Arturo Sánchez depende de los servicios sociales públicos desde hace tres años
Cuando conoció a su mujer, hace treinta años, Arturo Sánchez ya consumía cocaína. Se hizo vigilante de noche en las cocheras de Renfe de Fuenlabrada (Madrid). “Me pasaba ocho horas patrullando entre filas de vagones para que no vinieran a hacer grafitis. Luego, mi locura me llevó a perder el trabajo”, recuerda. Lo que llama locura era “una doble vida” que no le dejaba tiempo para la familia. Dormía de día, trabajaba de noche y, además, había aumentado su consumo de cocaína y fumaba heroína hasta la dependencia.
Perdió el trabajo, a su esposa y la placa. Empezó a desintoxicarse durante los dos años y medio en que cobraba el paro y conseguía algún trabajo temporal. Cuando se le acabó, el paso natural parecía ser hacia la calle, pero se enganchó al flotador de los servicios sociales y, desde hace más de tres años, se mantiene a flote gracias a ellos.
“Ahora estoy limpio”, insiste desde el centro de acogida Juan Luis Vives, de la localidad madrileña de Vicálvaro, donde vive desde finales de octubre por segunda vez —ya había estado ahí en 2009—, “me dan la medicina preparada y el doctor dice que es casi agua”. Cobra la renta mínima de inserción (algo más de 350 euros mensuales) y cada día se levanta a las ocho menos cuarto, se lava, se afeita y va a desayunar a las ocho y media. Después, coge el autobús y empieza a recorrer las Empresas de Trabajo Temporal (ETT) de la capital, que tiene clasificadas en una lista que se ha hecho en ordenador donde marca las que ya tienen su currículo, las que aún no ha visitado y las que han cerrado. “Estoy seguro de que algo saldrá. Si no, las ETT no estarían ahí. Espero que me llame pronto alguna de mis amigas para darme un puesto de carretillero en el aeropuerto”, declara.

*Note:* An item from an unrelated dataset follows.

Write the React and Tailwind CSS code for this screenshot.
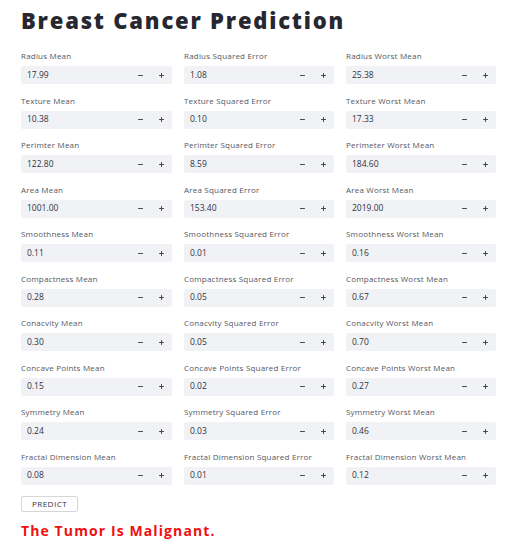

Buscar trabajo activamente es uno de los requisitos del “centro de alta exigencia” de Vicálvaro, como lo define su coordinador Iván Díez. Otras de las exigencias para sus 145 usuarios es que sean conscientes de su problema o enfermedad, rigurosos con su tratamiento y que tengan expectativas de salir adelante. “Llegan en una situación muy vulnerable, pero cuando pasan un tiempo aquí se estabilizan. Si el centro no les ofreciera una plaza, muchos estarían en la calle”, cuenta Díez. En su equipo hay educadores sociales, asistentes sociales y enfermerosy los usuarios llegan derivados de los servicios sociales municipales.
“Cuando dejé el trabajo pude dedicarme a trabajos que realmente me llenaban. Al menos no llegaba los domingos a las ocho de la mañana y tenía a las niñas hablando bajito porque papá estaba durmiendo”, evoca. Las niñas, sus hijas, tienen ahora 27 y 13 años y las ve todos los fines de semana. La mayor tiene un niño de cinco años y la pequeña cree que su padre vive en un piso compartido “con unos compañeros del barrio”.
Sánchez guarda siempre 25 o 50 euros para poder invitar a su familia a merendar o comprarles algún regalo de vez en cuando. Piensa en los educadores sociales que le gestionan la paga y dice: “Ellos ya saben que ese dinero es para eso”.